§ **SET EXERCISE**
Look below and pull out each line with the word "components".

§ **GIVEN MATERIAL**

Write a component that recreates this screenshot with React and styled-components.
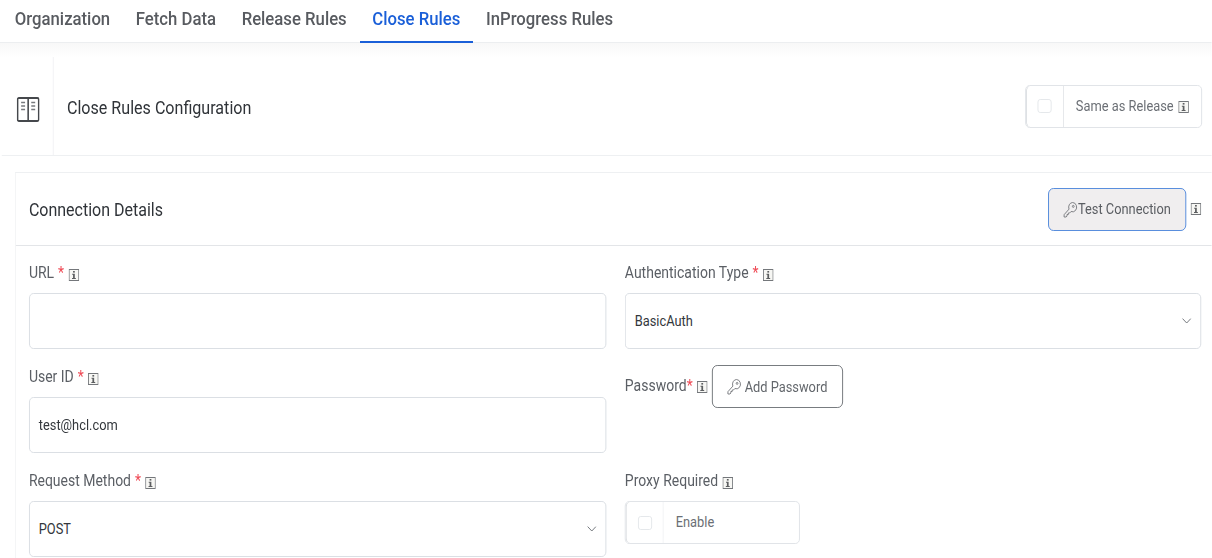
import React from "react";
import styled, { createGlobalStyle } from "styled-components";

/* The reference is a page squeezed horizontally: lay out at full width, then squeeze. */
const K = 0.88;
const sx = (v) => `${(v / K).toFixed(2)}px`;

const Global = createGlobalStyle`
  html, body { margin: 0; padding: 0; background: #fff; }
  body { width: 1212px; height: 558px; overflow: hidden; font-family: Roboto, "Liberation Sans", sans-serif; color: #4b4f56; }
  * { box-sizing: border-box; }
`;

const Page = styled.div`
  width: ${sx(1212)};
  height: 558px;
  overflow: hidden;
  display: flex;
  flex-direction: column;
  transform: scaleX(${K});
  transform-origin: 0 0;
`;
const Tabs = styled.nav`
  height: 43px;
  display: flex;
  align-items: stretch;
  padding-left: ${sx(2)};
  border-bottom: 1px solid #eceef0;
`;
const Tab = styled.div`
  height: 43px;
  padding: 0 ${sx(12.8)} 6px;
  display: flex;
  align-items: center;
  white-space: nowrap;
  font-size: 19px;
  font-weight: 500;
  color: ${(p) => (p.$active ? "#1a5fd8" : "#585b60")};
  box-shadow: ${(p) => (p.$active ? "inset 0 -2px 0 #1a5fd8" : "none")};
`;
const Band = styled.div`
  background: linear-gradient(#f8f8f8, #fff);
  height: 14px;
`;
const ConfigCard = styled.section`
  height: 99px;
  margin-left: ${sx(2)};
  display: flex;
  align-items: stretch;
  border-bottom: 1px solid #eef0f2;
`;
const IconCell = styled.div`
  width: ${sx(52)};
  display: flex;
  align-items: center;
  justify-content: center;
  padding: 6px 0 0 2px;
  border-right: 1px solid #f0f1f3;
`;
const ConfigTitle = styled.h1`
  margin: 0;
  flex: 1;
  padding: 2px 0 0 ${sx(13)};
  display: flex;
  align-items: center;
  font-size: 18.3px;
  font-weight: 400;
  color: #2f3338;
`;
const ToggleBox = styled.div`
  display: flex;
  align-items: stretch;
  height: ${(p) => p.$h}px;
  width: ${(p) => sx(p.$w)};
  border: 1px solid #dfe2e6;
  border-radius: 5px;
  background: #fff;
`;
const CheckCell = styled.div`
  width: ${sx(38)};
  flex: none;
  display: flex;
  align-items: center;
  justify-content: center;
  border-right: 1px solid #dfe2e6;
  border-left: 1px solid #d5d8dc;
  border-radius: 5px 0 0 5px;
`;
const Check = styled.span`
  width: ${sx(14)};
  height: 14px;
  border: 1px solid #e3e6ea;
  border-radius: 3px;
`;
const ToggleText = styled.span`
  font-size: ${(p) => p.$size || 14.6}px;
  color: #6b6f75;
  padding: 0 0 1px ${sx(12)};
  display: flex;
  align-items: center;
  white-space: nowrap;
`;
const ToggleSlot = styled.div`
  align-self: center;
  margin-right: ${sx(10)};
`;
const Section = styled.section`
  margin: 16px 0 0 ${sx(15)};
  border-top: 1px solid #eef0f2;
  border-left: 1px solid #f2f3f5;
  flex: 1;
`;
const SectionHead = styled.header`
  height: 73px;
  display: flex;
  align-items: center;
  padding: 0 ${sx(11)} 0 ${sx(13)};
  border-bottom: 1px solid #e3e5e8;
`;
const SectionTitle = styled.h2`
  margin: 0;
  flex: 1;
  font-size: 18.2px;
  font-weight: 400;
  color: #2f3338;
`;
const TestButton = styled.button`
  width: ${sx(138)};
  height: 43px;
  padding: 0;
  display: flex;
  align-items: center;
  justify-content: center;
  white-space: nowrap;
  border: 1px solid #4f88dc;
  border-radius: 6px;
  background: #f0eeef;
  color: #5a5d62;
  font: 400 14.6px Roboto, sans-serif;
`;
const Form = styled.div`
  display: grid;
  grid-template-columns: ${sx(577.3)} ${sx(576.4)};
  column-gap: ${sx(18.7)};
  padding-left: ${sx(13)};
`;
const Field = styled.div`
  height: 104px;
  display: flex;
  flex-direction: column;
`;
const Label = styled.label`
  height: 47px;
  padding-top: 17px;
  display: flex;
  align-items: flex-start;
  white-space: nowrap;
  font-size: 15.9px;
  line-height: 20px;
  color: #5b5f65;
`;
const Req = styled.span`
  color: #ef4a55;
  margin-left: ${(p) => (p.$tight ? 0 : sx(4))};
`;
const Input = styled.div`
  height: 56px;
  border: 1px solid #d9dde2;
  border-radius: 5px;
  padding: 0 ${sx(9)} 1px;
  display: flex;
  align-items: center;
  justify-content: space-between;
  font-size: 14.6px;
  color: #33373c;
  background: #fff;
`;
const PasswordRow = styled.div`
  display: flex;
  align-items: center;
  white-space: nowrap;
  height: 43px;
  margin-top: 15px;
  font-size: 15.9px;
  color: #5b5f65;
`;
const PasswordText = styled.span`
  padding-bottom: 2px;
`;
const AddButton = styled.button`
  width: ${sx(131)};
  height: 43px;
  margin-left: ${sx(4)};
  padding: 0;
  display: flex;
  align-items: center;
  justify-content: center;
  gap: 3px;
  white-space: nowrap;
  background: #fff;
  border: 1px solid #6f7378;
  border-radius: 6px;
  color: #63676c;
  font: 400 14.6px Roboto, sans-serif;
`;
const InfoSvg = styled.svg`
  flex: none;
  margin-left: ${(p) => sx(p.$ml ?? 4.5)};
  margin-top: ${(p) => p.$mt ?? 6}px;
`;
const Info = ({ ml, mt }) => (
  <InfoSvg $ml={ml} $mt={mt} width="12" height="12" viewBox="0 0 12 12">
    <rect x="0.5" y="0.5" width="11" height="11" fill="#f7f7f4" stroke="#74777b" />
    <rect x="5" y="2" width="2" height="1.6" fill="#5c5e60" />
    <path d="M4 4.8h3v4.2h1.2v1H3.8V9H5V5.8H4z" fill="#5c5e60" />
  </InfoSvg>
);
const Key = () => (
  <svg width="17" height="17" viewBox="0 0 17 17" fill="none" stroke="#777a7e" strokeWidth="1" style={{ flex: "none" }}>
    <path d="M10.8 1.5a4.7 4.7 0 0 1 3.3 8 4.7 4.7 0 0 1-5 1L7.5 12H6v1.5H4.5V15L3.5 16H1.2v-2.3l5.6-5.6a4.7 4.7 0 0 1 4-6.6z" />
    <circle cx="11.6" cy="5.4" r="1" />
  </svg>
);
const Chevron = () => (
  <svg width="11" height="6" viewBox="0 0 11 6" fill="none" stroke="#6d7176" strokeWidth="1">
    <path d="M.8.6 5.5 5l4.7-4.4" />
  </svg>
);
const BookIcon = () => (
  <svg width="26" height="25" viewBox="0 0 26 25" fill="none">
    <rect x="1" y="1" width="24" height="23" rx="1.5" stroke="#45484c" strokeWidth="1.8" />
    <path d="M13 1v23" stroke="#45484c" strokeWidth="1.8" />
    <path d="M5 5.5h4.5M5 9h4.5M5 12.5h4.5M16.5 5.5H21M16.5 9H21M16.5 12.5H21" stroke="#777a7e" strokeWidth="1.7" />
  </svg>
);

export default function App() {
  return (
    <Page>
      <Global />
      <Tabs>
        <Tab>Organization</Tab>
        <Tab>Fetch Data</Tab>
        <Tab>Release Rules</Tab>
        <Tab $active>Close Rules</Tab>
        <Tab>InProgress Rules</Tab>
      </Tabs>
      <Band />
      <ConfigCard>
        <IconCell><BookIcon /></IconCell>
        <ConfigTitle>Close Rules Configuration</ConfigTitle>
        <ToggleSlot>
          <ToggleBox $w={177} $h={43}>
            <CheckCell><Check /></CheckCell>
            <ToggleText>Same as Release<Info mt={2} /></ToggleText>
          </ToggleBox>
        </ToggleSlot>
      </ConfigCard>
      <Section>
        <SectionHead>
          <SectionTitle>Connection Details</SectionTitle>
          <TestButton><Key />Test Connection</TestButton>
          <Info mt={0} />
        </SectionHead>
        <Form>
          <Field>
            <Label>URL<Req>*</Req><Info /></Label>
            <Input />
          </Field>
          <Field>
            <Label>Authentication Type<Req>*</Req><Info /></Label>
            <Input>BasicAuth<Chevron /></Input>
          </Field>
          <Field>
            <Label>User ID<Req>*</Req><Info /></Label>
            <Input>test@hcl.com</Input>
          </Field>
          <Field>
            <PasswordRow><PasswordText>Password<Req $tight>*</Req></PasswordText><Info mt={0} /><AddButton><Key />Add Password</AddButton></PasswordRow>
          </Field>
          <Field>
            <Label>Request Method<Req>*</Req><Info /></Label>
            <Input>POST<Chevron /></Input>
          </Field>
          <Field>
            <Label>Proxy Required<Info /></Label>
            <ToggleBox $w={175} $h={43}>
              <CheckCell><Check /></CheckCell>
              <ToggleText>Enable</ToggleText>
            </ToggleBox>
          </Field>
        </Form>
      </Section>
    </Page>
  );
}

§ **FULL OUTPUT**
Write a component that recreates this screenshot with React and styled-components.
import styled, { createGlobalStyle } from "styled-components";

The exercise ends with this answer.